Por todo esto, los cristianos tenemos la responsabilidad, me atrevería a decir que histórica, de transfigurar el cristianismo en la religión de Cristo y exponerla al mundo. Porque, “he aquí el momento de la historia en que todos los filtros con los que se embriagaba la esperanza se han revelado, todos a la vez, como venenos. Esta esperanza loca, que en 1789 había marchado a la conquista de la felicidad –“la felicidad es una idea nueva en Europa”, decía Saint Just–; esta esperanza loca, que se había precipitado por tantos caminos, siguiendo a los jacobinos y a los adoradores de la nación deificada, siguiendo a la doble posteridad de Voltaire o de Rousseau, a los saint-simonianos, a los ideólogos de 1848, a los que creían en el interminable progreso de las luces; esta pobre loca descubre hoy que todos esos caminos convergen hacia el mismo campo de concentración, hacia la misma cámara de gas, hacia los mismos escombros de las ciudades bombardeadas, hacia los cadáveres de Hiroshima, atrozmente abrasados. Y llegada a este punto, enloquecida, se ha dejado arrastrar por los apóstoles de la nada, por los predicadores del vacío existencial, hasta llegar a un hastío incurable en medio de la opulencia y el exceso de bienes materiales. Por eso nosotros, que hemos recibido en depósito el secreto del Reino de Dios y las palabras de vida eterna, por débiles que seamos en apariencia, seguimos siendo los dueños de la hora presente.
Por eso, los que intentamos seguir la religión de Cristo tenemos que gritar el secreto que nos ha sido revelado, proclamarlo en las azoteas para que los que son presa de la desesperación no puedan decirnos: "¿Por qué calláis? ¿Por qué? ¿Es que no existe respuesta? ¿Ninguna respuesta? ”
¿Cómo? No hay más que una forma, caminando nosotros mismos hacia la santidad, sin estancarnos tranquilamente en la mediocridad.
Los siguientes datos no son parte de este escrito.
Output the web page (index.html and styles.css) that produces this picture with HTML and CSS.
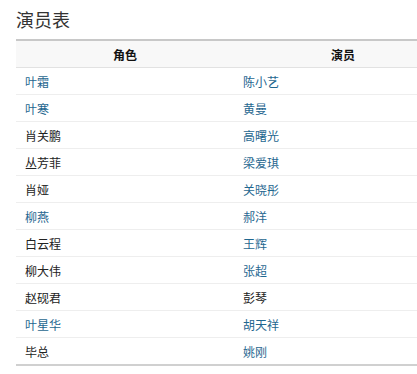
FILE: index.html
```html
<!DOCTYPE html>
<html lang="zh">
<head>
<meta charset="utf-8">
<title>演员表</title>
<link rel="stylesheet" href="styles.css">
</head>
<body>
<div class="page">
  <h2 class="title">演员表</h2>
  <table class="cast">
    <thead>
      <tr><th>角色</th><th>演员</th></tr>
    </thead>
    <tbody>
      <tr><td><a class="lnk">叶霜</a></td><td><a class="lnk">陈小艺</a></td></tr>
      <tr><td><a class="lnk">叶寒</a></td><td><a class="lnk">黄曼</a></td></tr>
      <tr><td>肖关鹏</td><td><a class="lnk">高曙光</a></td></tr>
      <tr><td>丛芳菲</td><td><a class="lnk">梁爱琪</a></td></tr>
      <tr><td>肖娅</td><td><a class="lnk">关晓彤</a></td></tr>
      <tr><td><a class="lnk">柳燕</a></td><td><a class="lnk">郝洋</a></td></tr>
      <tr><td>白云程</td><td><a class="lnk">王辉</a></td></tr>
      <tr><td>柳大伟</td><td><a class="lnk">张超</a></td></tr>
      <tr><td>赵砚君</td><td>彭琴</td></tr>
      <tr><td><a class="lnk">叶星华</a></td><td><a class="lnk">胡天祥</a></td></tr>
      <tr><td>毕总</td><td><a class="lnk">姚刚</a></td></tr>
    </tbody>
  </table>
</div>
</body>
</html>
```

FILE: styles.css
```css
html, body {
  margin: 0;
  padding: 0;
  background: #ffffff;
  overflow: hidden;
}
.page {
  padding: 8px 0 0 16px;
  font-family: "Noto Sans CJK SC", "Liberation Sans", sans-serif;
  color: #222;
  overflow: hidden;
}
.title {
  margin: 0 0 9px 0;
  font-size: 18px;
  line-height: 22px;
  font-weight: normal;
  color: #333;
}
.cast {
  width: 436px;
  border-collapse: collapse;
  table-layout: fixed;
  border-top: 2px solid #c8c8c8;
  border-bottom: 2px solid #d0d0d0;
  font-size: 12px;
}
.cast th {
  height: 26px;
  padding: 0;
  background: #f8f8f8;
  font-weight: bold;
  color: #111;
  text-align: center;
  border-bottom: 1px solid #e2e2e2;
}
.cast td {
  height: 26px;
  padding: 0 0 0 9px;
  text-align: left;
  border-bottom: 1px solid #eeeeee;
}
.cast tbody tr:last-child td {
  border-bottom: none;
}
.lnk {
  color: #1f6790;
  text-decoration: none;
}
```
Santidad que no significa, en la religión de Cristo, el cumplimiento farisaico de unas normas en busca de una especie de nirvana individual, sino que supone un encuentro personal con Cristo para, desde el amor que necesariamente surge de ese encuentro, salir de nosotros mismos hacia el sitio en donde Él nos ha dicho que está, en todos los hombres necesitados. Y la primera necesidad de los hombres de este mundo, aunque ciertamente no la única, es precisamente Cristo. Una paradoja de la religión de Cristo es que a Él lo encontramos donde no está, es decir, en los hombres a los que Él les falta. En un mundo en el que dos tercios de la humanidad sufre miseria, la pobreza espiritual y la pobreza material se encuentran juntas muy a menudo. Es en estos doblemente pobres donde doblemente se encuentra Cristo. Pero está claro que el mundo de la miseria no podrá salir de ella sin que el mundo de la opulencia se convierta a la religión de Cristo. Sin embargo, este camino de santificación es imposible por mero voluntarismo. Nadie puede hacerse santo por sí mismo. Sólo la Gracia, que es don gratuito, regalo alcanzado por la oración y los sacramentos de la Iglesia, puede transfigurarnos. Y una vez transfigurados por ella, los adeptos de la religión de Cristo, brillarán como una lámpara puesta en medio de la habitación, como una ciudad en la cima de un monte, como la Jerusalén celestial sobre el monte Sión. Y sus obras darán gloria a Dios. Y serán la más brillante de las minorías creadoras de las que habla Toynbee como renovadoras de las civilizaciones. Así, desecho el equívoco por el brillo de los santos, se expondrá al mundo la religión de Cristo y sólo así se convertirán los corazones, sólo así la humanidad será capaz de responder a todos sus inmensos problemas, desafíos e incitaciones y sólo así podría crearse la nueva civilización del amor y la justicia, nacida de las cenizas de todas las actuales, antes de que mueran. ¿Nos atreveremos con esta tarea? ¿Transfiguraremos nuestro mediocre cristianismo de cristianos mediocres en la auténtica religión de Cristo? ¿Asumiremos nuestra responsabilidad ante la Historia?